Former Michigan State provost nominated to head UC Riverside
The former No. 2 administrator at Michigan State and a recent finalist to lead several other public universities across the country has been nominated to be the next chancellor of UC Riverside, officials announced Thursday.
Kim A. Wilcox, an expert in speech and hearing disorders who helped lead Michigan State University during a period of state budget cuts, is expected to be confirmed by UC regents as head of the 22,000-student Riverside campus. His salary and other terms of employment will not be publicly released until the regents vote on his nomination during a teleconference Aug. 8.
Friends say Wilcox long wanted to be in charge of a campus and saw no short-term chance that Michigan State President Lou Anna K. Simon would retire. Earlier this year, he was among the finalists to become chancellor of University of Wisconsin-Madison and president at the University of Wyoming. Last year he was a finalist to head the University of Hawaii-Manoa.
In a 10-campus university system with such international academic powerhouses as UCLA and UC Berkeley, UC Riverside has been fighting to gain more resources and prestige. After much debate and funding complications, it recently began to enroll students at its new medical school in an arrangement that will train doctors at community hospitals.
Wilcox, 59, recently stepped down after eight years as provost and executive vice president of the sprawling Michigan State in East Lansing, which enrolls about 47,000 students and includes two medical schools. He appeared to remain popular even though he helped oversee spending cuts, consolidated departments and laid off staff due to severe reductions in state funding.

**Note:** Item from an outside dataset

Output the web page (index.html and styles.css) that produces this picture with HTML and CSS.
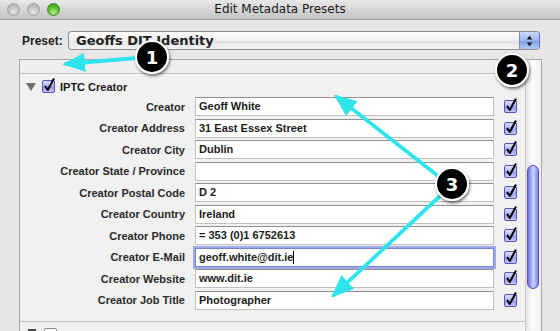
FILE: index.html
```html
<!DOCTYPE html>
<html>
<head>
<meta charset="utf-8">
<title>Edit Metadata Presets</title>
<link rel="stylesheet" href="styles.css">
</head>
<body>
<div class="titlebar">
  <div class="lights"><span class="light gray"></span><span class="light gray"></span><span class="light green"></span></div>
  <div class="title">Edit Metadata Presets</div>
</div>
<div class="preset-row">
  <span class="preset-label">Preset:</span>
  <div class="popup">
    <span class="popup-text">Geoffs DIT Identity</span>
    <span class="stepper"><svg viewBox="0 0 20 18" width="20" height="18"><path d="M7 7.5 L10 3.5 L13 7.5 Z M7 10.5 L10 14.5 L13 10.5 Z" fill="#1a1a1a"/></svg></span>
  </div>
</div>
<div class="panel">
  <div class="content">
    <div class="prev-strip"></div>
    <div class="section-head">
      <span class="disclosure"></span>
      <span class="cb"><svg viewBox="0 0 13 13"><path d="M3 6 L5.8 10 L12 -1.5"/></svg></span>
      <span class="section-title">IPTC Creator</span>
    </div>
    <div class="rows">
      <label>Creator</label><div class="field">Geoff White</div><span class="cb"><svg viewBox="0 0 13 13"><path d="M3 6 L5.8 10 L12 -1.5"/></svg></span>
      <label>Creator Address</label><div class="field">31 East Essex Street</div><span class="cb"><svg viewBox="0 0 13 13"><path d="M3 6 L5.8 10 L12 -1.5"/></svg></span>
      <label>Creator City</label><div class="field">Dublin</div><span class="cb"><svg viewBox="0 0 13 13"><path d="M3 6 L5.8 10 L12 -1.5"/></svg></span>
      <label>Creator State / Province</label><div class="field"></div><span class="cb"><svg viewBox="0 0 13 13"><path d="M3 6 L5.8 10 L12 -1.5"/></svg></span>
      <label>Creator Postal Code</label><div class="field">D 2</div><span class="cb"><svg viewBox="0 0 13 13"><path d="M3 6 L5.8 10 L12 -1.5"/></svg></span>
      <label>Creator Country</label><div class="field">Ireland</div><span class="cb"><svg viewBox="0 0 13 13"><path d="M3 6 L5.8 10 L12 -1.5"/></svg></span>
      <label>Creator Phone</label><div class="field">= 353 (0)1 6752613</div><span class="cb"><svg viewBox="0 0 13 13"><path d="M3 6 L5.8 10 L12 -1.5"/></svg></span>
      <label>Creator E-Mail</label><div class="field focus">geoff.white@dit.ie<span class="caret"></span></div><span class="cb"><svg viewBox="0 0 13 13"><path d="M3 6 L5.8 10 L12 -1.5"/></svg></span>
      <label>Creator Website</label><div class="field">www.dit.ie</div><span class="cb"><svg viewBox="0 0 13 13"><path d="M3 6 L5.8 10 L12 -1.5"/></svg></span>
      <label>Creator Job Title</label><div class="field">Photographer</div><span class="cb"><svg viewBox="0 0 13 13"><path d="M3 6 L5.8 10 L12 -1.5"/></svg></span>
    </div>
    <div class="next-head">
      <span class="disclosure small"></span>
      <span class="cb empty"></span>
    </div>
  </div>
  <div class="scrollbar"><div class="thumb"></div></div>
</div>
<svg class="annot" width="560" height="331" viewBox="0 0 560 331">
  <defs>
    <marker id="ah" markerWidth="6" markerHeight="5" refX="5" refY="2.5" orient="auto" markerUnits="strokeWidth">
      <path d="M0 0 L6 2.5 L0 5 Z" fill="#30e4ec"/>
    </marker>
    <filter id="sh" x="-50%" y="-50%" width="200%" height="200%">
      <feDropShadow dx="1" dy="2" stdDeviation="1.5" flood-color="#000" flood-opacity="0.55"/>
    </filter>
  </defs>
  <g stroke="#30e4ec" stroke-width="3.8" fill="none" stroke-linecap="round">
    <line x1="137" y1="58" x2="66" y2="64" marker-end="url(#ah)"/>
    <line x1="438" y1="176" x2="337" y2="97" marker-end="url(#ah)"/>
    <line x1="440" y1="196" x2="334" y2="295" marker-end="url(#ah)"/>
  </g>
  <g filter="url(#sh)">
    <circle cx="152" cy="57" r="16" fill="#000" stroke="#fff" stroke-width="2"/>
    <circle cx="512" cy="70" r="16" fill="#000" stroke="#fff" stroke-width="2"/>
    <circle cx="452" cy="184" r="16" fill="#000" stroke="#fff" stroke-width="2"/>
  </g>
  <g class="num">
    <text x="152" y="63.5" text-anchor="middle">1</text>
    <text x="512" y="76.5" text-anchor="middle">2</text>
    <text x="452" y="190.5" text-anchor="middle">3</text>
  </g>
</svg>
</body>
</html>
```

FILE: styles.css
```css
* { box-sizing: border-box; margin: 0; padding: 0; }
html, body { width: 560px; height: 331px; overflow: hidden; }
body {
  background: #e6e6e6;
  font-family: "Liberation Sans", Arial, sans-serif;
  color: #1c1c1c;
  position: relative;
}

.titlebar {
  height: 20px;
  background: linear-gradient(#e8e8e8, #c3c3c3);
  border-bottom: 1px solid #9c9c9c;
  display: flex;
  align-items: center;
}
.lights { display: flex; gap: 7px; padding-left: 7px; }
.light {
  width: 13px; height: 13px; border-radius: 50%;
  display: block;
}
.light.gray {
  background: radial-gradient(circle at 50% 70%, #e4e4e4, #b9b9b9 70%);
  border: 1px solid #a2a2a2;
}
.light.green {
  background: radial-gradient(circle at 50% 75%, #b6f08a, #4fb628 60%, #2f8a12);
  border: 1px solid #3c8c20;
}
.title {
  flex: 1;
  margin-right: 60px;
  text-align: center;
  font-family: "DejaVu Sans", sans-serif;
  font-size: 12px;
  color: #1a1a1a;
  line-height: 19px;
}

.preset-row {
  display: flex;
  align-items: center;
  margin-top: 11px;
  height: 19px;
  padding-left: 22px;
}
.preset-label { font-weight: bold; font-size: 12px; width: 46px; }
.popup {
  width: 472px;
  height: 19px;
  border: 1px solid #8e8e8e;
  border-right-color: #6d62c8;
  border-radius: 4px;
  background: linear-gradient(#fdfdfd, #eeeeee 50%, #e2e2e2 51%, #f6f6f6);
  display: flex;
  align-items: center;
  overflow: hidden;
}
.popup-text {
  flex: 1;
  padding-left: 7px;
  font-family: "DejaVu Sans", sans-serif;
  font-weight: bold;
  font-size: 13px;
  line-height: 17px;
  color: #222;
}
.stepper {
  width: 20px; height: 17px;
  background: linear-gradient(#cbd8fa, #9bb3ee 50%, #7f9ce6 51%, #b2c6f6);
  border-left: 1px solid #7d86d6;
  display: flex; align-items: center; justify-content: center;
}

.panel {
  margin: 9px 0 0 19px;
  width: 523px;
  height: 272px;
  border: 1px solid #a9a9a9;
  border-bottom: 0;
  background: #f1f1f1;
  display: flex;
  overflow: hidden;
}
.content { width: 505px; overflow: hidden; }
.prev-strip {
  height: 14px;
  background: #eeeeee;
  border-bottom: 1px solid #c6c6c6;
}
.section-head {
  height: 22px;
  padding: 3px 0 0 6px;
  display: flex;
  align-items: center;
}
.disclosure {
  width: 0; height: 0;
  border-left: 5px solid transparent;
  border-right: 5px solid transparent;
  border-top: 8px solid #707070;
}
.section-head .cb { margin-left: 6px; }
.section-title {
  margin-left: 5px;
  font-weight: bold;
  font-size: 11px;
  color: #1a1a1a;
}

.rows {
  display: grid;
  grid-template-columns: 165px 299px 13px;
  grid-auto-rows: 21.5px;
  column-gap: 10px;
  align-items: center;
}
.rows label {
  text-align: right;
  font-weight: bold;
  font-size: 11px;
  color: #2a2a2a;
  white-space: nowrap;
}
.field {
  height: 19px;
  background: #fff;
  border: 1px solid #c0c0c0;
  border-top-color: #8f8f8f;
  padding: 0 3px;
  font-weight: bold;
  font-size: 11px;
  line-height: 17px;
  white-space: nowrap;
  overflow: hidden;
  display: flex;
  align-items: center;
}
.field.focus {
  border-color: #7484d8;
  box-shadow: 0 0 0 2px rgba(122, 140, 228, 0.7);
}
.caret {
  display: inline-block;
  width: 0; height: 13px;
  border-left: 1px solid #000;
}

.cb {
  width: 13px; height: 13px;
  border: 1px solid #5b4fc6;
  border-radius: 2px;
  background: linear-gradient(#dfe2fc, #a7b0f0 50%, #8b96ea 51%, #c4ccfa);
  position: relative;
  display: block;
}
.cb svg {
  position: absolute;
  left: -1px; top: -1px;
  width: 13px; height: 13px;
  overflow: visible;
}
.cb svg path {
  fill: none;
  stroke: #000;
  stroke-width: 2;
  stroke-linejoin: round;
}
.cb.empty {
  background: linear-gradient(#ffffff, #e4e4e4);
  border-color: #8a8a8a;
}

.next-head {
  margin-top: 10px;
  border-top: 1px solid #c4c4c4;
  padding: 6px 0 0 8px;
  height: 20px;
  display: flex;
  align-items: flex-start;
  gap: 8px;
}
.disclosure.small {
  border-left: 0;
  border-right: 0;
  border-top: 0;
  width: 8px; height: 8px;
  background: #4a4a4a;
  margin-top: 1px;
}

.scrollbar {
  width: 16px;
  height: 100%;
  background: linear-gradient(90deg, #e4e4e4, #fbfbfb 45%, #f0f0f0);
  border-left: 1px solid #cacaca;
  border-top-right-radius: 6px;
  padding-top: 105px;
}
.thumb {
  width: 12px;
  height: 124px;
  margin-left: 1px;
  border-radius: 6px;
  border: 1px solid #5a46c8;
  background: linear-gradient(90deg, #6f6fe0, #b9c6fa 45%, #c9d4fc 55%, #7c82e6);
}

.annot {
  position: absolute;
  left: 0; top: 0;
  pointer-events: none;
}
.num text {
  fill: #fff;
  font-family: "DejaVu Sans", sans-serif;
  font-weight: bold;
  font-size: 18px;
}
```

Evan Martinak, president of the undergraduate student government, said Wilcox listened to students’ concerns and helped push for some of their causes, such as making it easier to re-take a class if a student didn’t do well the first time. During budget cutbacks and rising tuition, Wilcox helped to maintain financial aid, Martinak said.

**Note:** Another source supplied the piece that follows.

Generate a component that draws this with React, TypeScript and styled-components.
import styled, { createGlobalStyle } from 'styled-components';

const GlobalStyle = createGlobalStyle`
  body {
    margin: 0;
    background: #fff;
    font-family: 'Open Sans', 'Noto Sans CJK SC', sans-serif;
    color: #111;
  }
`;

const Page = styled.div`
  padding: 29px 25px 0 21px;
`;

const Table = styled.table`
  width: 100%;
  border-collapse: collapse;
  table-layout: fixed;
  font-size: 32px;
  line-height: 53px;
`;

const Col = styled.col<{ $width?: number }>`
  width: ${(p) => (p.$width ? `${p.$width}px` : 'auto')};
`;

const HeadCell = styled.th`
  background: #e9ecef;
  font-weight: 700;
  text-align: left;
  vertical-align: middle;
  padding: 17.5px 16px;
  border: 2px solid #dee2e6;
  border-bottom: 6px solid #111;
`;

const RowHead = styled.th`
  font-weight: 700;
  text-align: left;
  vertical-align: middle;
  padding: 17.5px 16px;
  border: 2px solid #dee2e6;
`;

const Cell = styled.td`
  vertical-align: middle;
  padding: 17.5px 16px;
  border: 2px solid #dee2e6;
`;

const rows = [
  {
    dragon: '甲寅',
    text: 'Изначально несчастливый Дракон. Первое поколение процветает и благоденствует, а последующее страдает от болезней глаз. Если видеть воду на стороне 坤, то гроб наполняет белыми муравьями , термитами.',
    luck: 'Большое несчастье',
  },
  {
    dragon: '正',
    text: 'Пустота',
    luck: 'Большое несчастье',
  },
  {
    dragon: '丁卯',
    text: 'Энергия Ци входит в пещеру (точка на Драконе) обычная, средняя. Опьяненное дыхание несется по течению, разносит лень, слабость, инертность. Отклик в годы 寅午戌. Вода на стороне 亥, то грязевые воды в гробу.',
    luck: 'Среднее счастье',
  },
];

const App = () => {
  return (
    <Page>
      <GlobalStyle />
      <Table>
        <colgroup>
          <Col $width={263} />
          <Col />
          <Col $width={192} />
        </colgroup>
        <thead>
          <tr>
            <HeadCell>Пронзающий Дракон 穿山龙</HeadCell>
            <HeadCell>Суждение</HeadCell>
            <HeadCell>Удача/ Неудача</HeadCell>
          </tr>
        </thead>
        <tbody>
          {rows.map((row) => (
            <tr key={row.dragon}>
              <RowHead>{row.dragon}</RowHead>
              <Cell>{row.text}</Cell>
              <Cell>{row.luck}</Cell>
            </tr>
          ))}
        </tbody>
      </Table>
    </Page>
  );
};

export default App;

“I think a lot of folks in academia would not be able to handle the situation in Michigan the way Kim was able to,” he said.

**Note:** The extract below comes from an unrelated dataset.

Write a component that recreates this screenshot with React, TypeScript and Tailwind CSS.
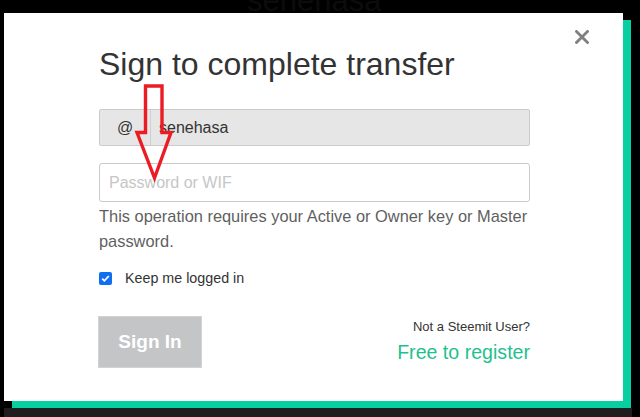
import React from "react";

export default function App() {
  return (
    <div
      className="relative w-[640px] h-[417px] overflow-hidden bg-black"
      style={{ fontFamily: '"Liberation Sans", Arial, sans-serif' }}
    >
      {/* faint text behind top edge */}
      <div className="h-[13px] overflow-hidden pl-[247px]">
        <div className="mt-[-17px] text-[31px] leading-[36px] text-[#0c0c0c]">senehasa</div>
      </div>

      {/* dark band under shadow */}
      <div className="absolute left-[4px] bottom-0 w-[628px] h-[9px] bg-[#1e1e1e]" />

      {/* modal */}
      <div className="relative ml-[4px] w-[619px] h-[388px] bg-white shadow-[8px_7px_0_#06cfa1] pl-[95px] pr-[93px] pt-[33px]">
        <button className="absolute left-[571px] top-[17px] w-[14px] h-[14px]" aria-label="close">
          <svg width="14" height="14" viewBox="0 0 14 14">
            <path d="M1.5 1.5 L12.5 12.5 M12.5 1.5 L1.5 12.5" stroke="#808080" strokeWidth="2.8" strokeLinecap="square" />
          </svg>
        </button>

        <h1 className="text-[32px] leading-[36px] text-[#333333]">Sign to complete transfer</h1>

        <div className="mt-[27px] flex h-[37px] rounded-[2px] border border-[#cbcbcb] bg-[#e6e6e6] text-[16px] text-[#333333]">
          <div className="flex w-[51px] items-center justify-center border-r border-[#cfcfcf]">@</div>
          <div className="flex items-center pl-[8px]">senehasa</div>
        </div>

        <div className="mt-[17px] flex h-[39px] items-center rounded-[3px] border border-[#cbcbcb] bg-white pl-[9px] text-[16px] text-[#c6c6c6]">
          Password or WIF
        </div>

        <p className="mt-[2px] text-[16.4px] leading-[25px] text-[#5f5f5f]">
          This operation requires your Active or Owner key or Master password.
        </p>

        <div className="mt-[15px] flex items-center">
          <div className="flex h-[13px] w-[13px] items-center justify-center rounded-[2px] bg-[#0f6ff0]">
            <svg width="11" height="11" viewBox="0 0 11 11">
              <path d="M2.2 5.6 L4.4 7.8 L8.8 3" fill="none" stroke="white" strokeWidth="1.8" />
            </svg>
          </div>
          <span className="ml-[13px] text-[14.3px] leading-[18px] text-[#333333]">Keep me logged in</span>
        </div>

        <div className="mt-[29px] flex items-start justify-between">
          <div className="flex h-[52px] w-[104px] ml-[-1px] items-center justify-center border border-[#d3d3d3] bg-[#c4c5c7] text-[19px] font-bold text-white">
            Sign In
          </div>
          <div className="flex flex-col items-end">
            <div className="mt-[2px] text-[13px] leading-[18px] text-[#333333]">Not a Steemit User?</div>
            <div className="mt-[4px] text-[19.6px] leading-[24px] text-[#1fbf8f]">Free to register</div>
          </div>
        </div>
      </div>

      {/* red annotation arrow */}
      <svg className="absolute left-0 top-0 pointer-events-none" width="640" height="417">
        <polygon
          points="145.5,86 162,86 162,132.5 171,132.5 154.5,178 137,132.5 145.5,132.5"
          fill="none"
          stroke="#ec1c24"
          strokeWidth="3.4"
          strokeLinejoin="miter"
        />
      </svg>
    </div>
  );
}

Michigan State trustee Dianne Byrum, who is a former state legislator, described Wilcox as “a people person who puts you at ease.”
That helped, she said, during thorny discussions with faculty and staff over cutting costs. “It was done as smoothly as anything of that magnitude could have been done,” she said.
Wilcox previously was dean of the College of Liberal Arts and Sciences at the University of Kansas and was president of the Kansas Board of Regents, which oversees higher education in that state. He earned a bachelor’s in audiology and speech sciences from Michigan State and a master’s and doctorate in related fields from Purdue University.
In nominating Wilcox, UC system President Mark G. Yudof made what is probably his final major appointment before his own retirement in September — when he will be succeeded by U.S. Secretary of Homeland Security Janet Napolitano.
Wilcox “has been a dedicated teacher, scholar and researcher who also excelled as an academic leader and chief executive, always maintaining his commitment to diversity and access to higher education,” Yudof said in a prepared statement.
Until the regents vote, Wilcox will decline interviews, according to UC officials. In a statement, he said: “My values and interests align perfectly with UC Riverside, one of the nation’s great research universities. I look forward to meeting with students, faculty, staff, alumni and members of the larger community, to learning and exchanging ideas and to working toward making Riverside the best it can be.”
More than 100 candidates were considered and six were interviewed, officials said. But unlike some other state universities, UC does not reveal finalists.
UC Riverside’s previous chancellor, Timothy White, left last year to lead the 23-campus Cal State system.